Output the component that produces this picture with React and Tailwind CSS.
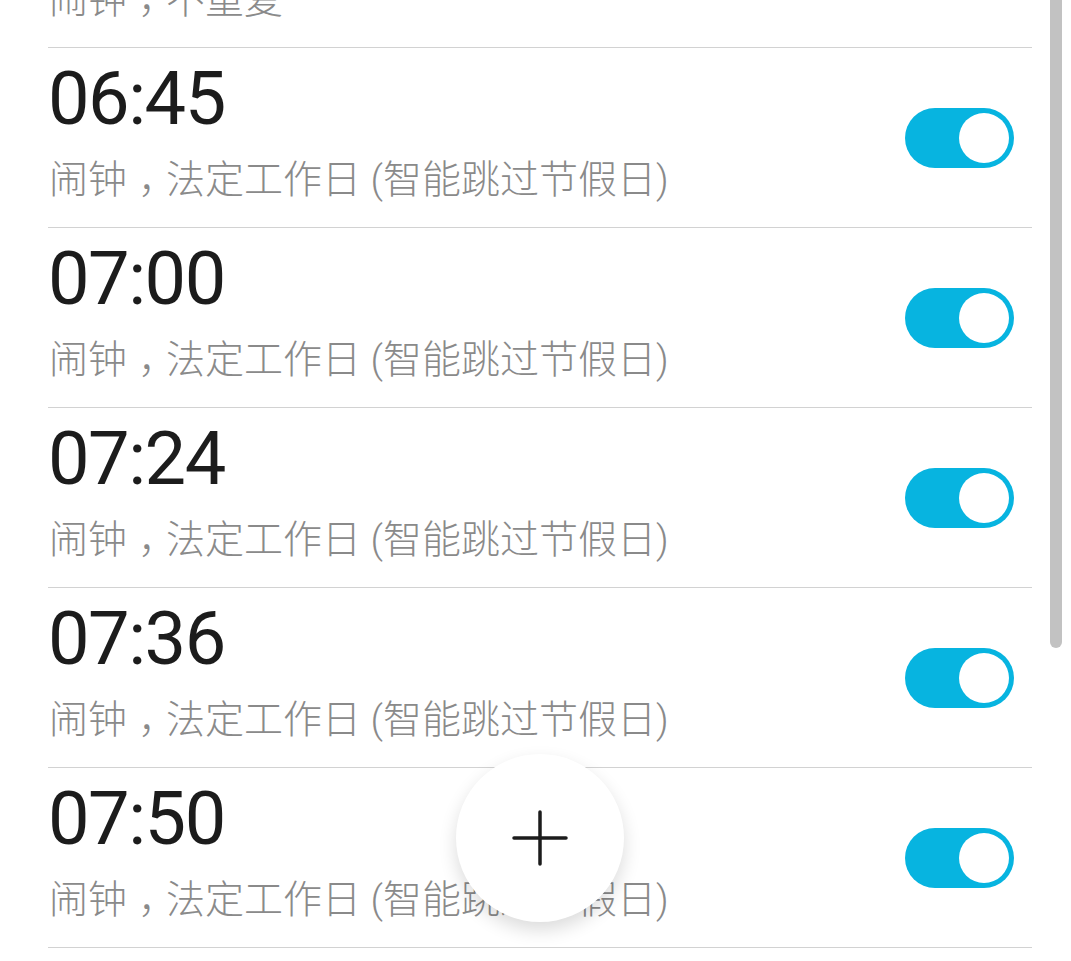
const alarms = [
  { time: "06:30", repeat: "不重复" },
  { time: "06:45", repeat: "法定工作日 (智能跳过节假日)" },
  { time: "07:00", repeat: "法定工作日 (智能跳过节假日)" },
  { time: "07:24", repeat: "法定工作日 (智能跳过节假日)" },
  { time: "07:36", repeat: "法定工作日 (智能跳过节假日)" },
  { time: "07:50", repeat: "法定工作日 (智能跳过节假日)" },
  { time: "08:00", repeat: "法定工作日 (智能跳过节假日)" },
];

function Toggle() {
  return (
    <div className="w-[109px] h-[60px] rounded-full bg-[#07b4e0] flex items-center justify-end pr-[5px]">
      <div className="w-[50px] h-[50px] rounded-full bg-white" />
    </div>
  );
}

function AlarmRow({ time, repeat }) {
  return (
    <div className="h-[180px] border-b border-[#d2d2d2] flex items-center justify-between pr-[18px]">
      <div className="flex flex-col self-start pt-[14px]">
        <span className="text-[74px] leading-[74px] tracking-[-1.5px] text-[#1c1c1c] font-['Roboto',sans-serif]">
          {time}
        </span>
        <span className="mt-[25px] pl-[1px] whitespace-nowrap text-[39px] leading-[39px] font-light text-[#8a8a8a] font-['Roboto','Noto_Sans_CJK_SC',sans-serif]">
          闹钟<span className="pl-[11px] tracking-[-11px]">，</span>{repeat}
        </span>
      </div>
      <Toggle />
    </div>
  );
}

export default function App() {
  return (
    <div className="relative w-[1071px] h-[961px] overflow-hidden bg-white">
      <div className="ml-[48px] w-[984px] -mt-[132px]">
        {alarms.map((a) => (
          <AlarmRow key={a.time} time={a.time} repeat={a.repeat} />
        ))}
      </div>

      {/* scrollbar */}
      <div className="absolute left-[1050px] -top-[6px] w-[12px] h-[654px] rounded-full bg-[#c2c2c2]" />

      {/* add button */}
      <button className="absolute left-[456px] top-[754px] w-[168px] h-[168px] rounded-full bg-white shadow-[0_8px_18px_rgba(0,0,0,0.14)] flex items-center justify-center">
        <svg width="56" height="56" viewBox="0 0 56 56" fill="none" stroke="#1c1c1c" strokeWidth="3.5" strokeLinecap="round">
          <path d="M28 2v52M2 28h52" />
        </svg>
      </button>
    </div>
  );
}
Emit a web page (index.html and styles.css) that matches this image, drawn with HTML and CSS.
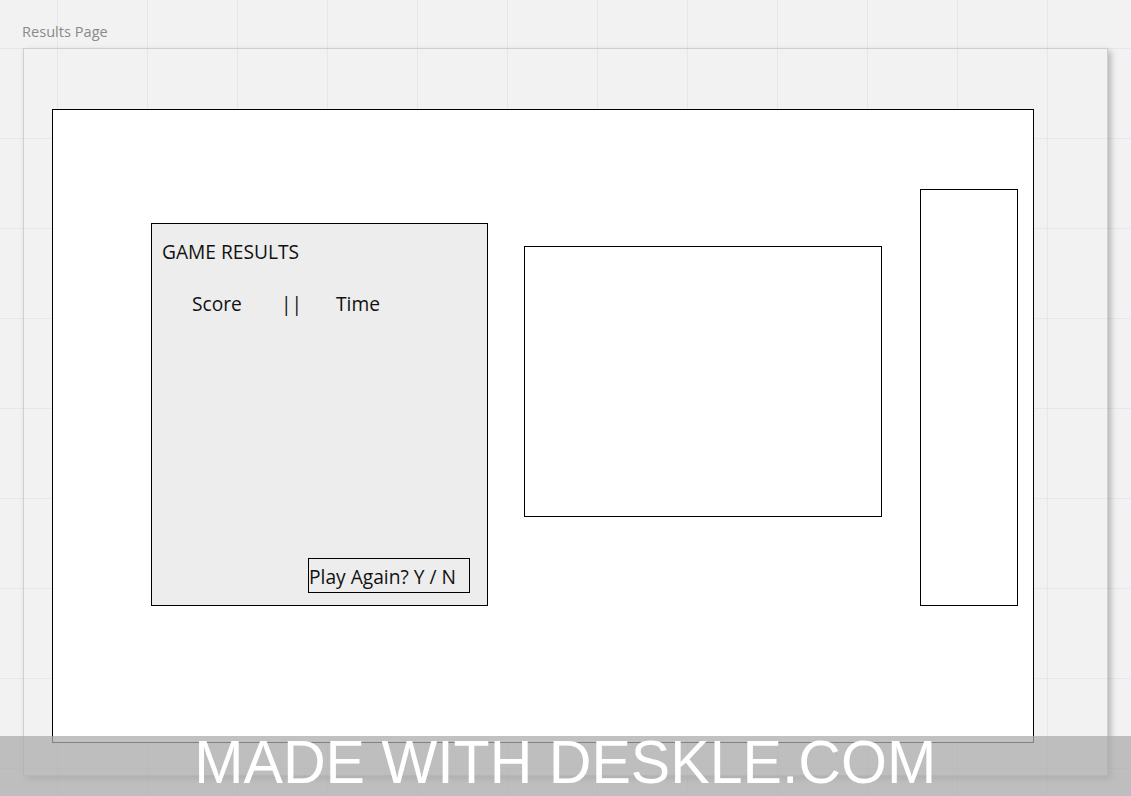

> [Task prompt] All of the records need repeating exactly, except for the pictures.

> [Result of this exercise]
Output the component that produces this picture with React and Tailwind CSS.
const alarms = [
  { time: "06:30", repeat: "不重复" },
  { time: "06:45", repeat: "法定工作日 (智能跳过节假日)" },
  { time: "07:00", repeat: "法定工作日 (智能跳过节假日)" },
  { time: "07:24", repeat: "法定工作日 (智能跳过节假日)" },
  { time: "07:36", repeat: "法定工作日 (智能跳过节假日)" },
  { time: "07:50", repeat: "法定工作日 (智能跳过节假日)" },
  { time: "08:00", repeat: "法定工作日 (智能跳过节假日)" },
];

function Toggle() {
  return (
    <div className="w-[109px] h-[60px] rounded-full bg-[#07b4e0] flex items-center justify-end pr-[5px]">
      <div className="w-[50px] h-[50px] rounded-full bg-white" />
    </div>
  );
}

function AlarmRow({ time, repeat }) {
  return (
    <div className="h-[180px] border-b border-[#d2d2d2] flex items-center justify-between pr-[18px]">
      <div className="flex flex-col self-start pt-[14px]">
        <span className="text-[74px] leading-[74px] tracking-[-1.5px] text-[#1c1c1c] font-['Roboto',sans-serif]">
          {time}
        </span>
        <span className="mt-[25px] pl-[1px] whitespace-nowrap text-[39px] leading-[39px] font-light text-[#8a8a8a] font-['Roboto','Noto_Sans_CJK_SC',sans-serif]">
          闹钟<span className="pl-[11px] tracking-[-11px]">，</span>{repeat}
        </span>
      </div>
      <Toggle />
    </div>
  );
}

export default function App() {
  return (
    <div className="relative w-[1071px] h-[961px] overflow-hidden bg-white">
      <div className="ml-[48px] w-[984px] -mt-[132px]">
        {alarms.map((a) => (
          <AlarmRow key={a.time} time={a.time} repeat={a.repeat} />
        ))}
      </div>

      {/* scrollbar */}
      <div className="absolute left-[1050px] -top-[6px] w-[12px] h-[654px] rounded-full bg-[#c2c2c2]" />

      {/* add button */}
      <button className="absolute left-[456px] top-[754px] w-[168px] h-[168px] rounded-full bg-white shadow-[0_8px_18px_rgba(0,0,0,0.14)] flex items-center justify-center">
        <svg width="56" height="56" viewBox="0 0 56 56" fill="none" stroke="#1c1c1c" strokeWidth="3.5" strokeLinecap="round">
          <path d="M28 2v52M2 28h52" />
        </svg>
      </button>
    </div>
  );
}
Emit a web page (index.html and styles.css) that matches this image, drawn with HTML and CSS.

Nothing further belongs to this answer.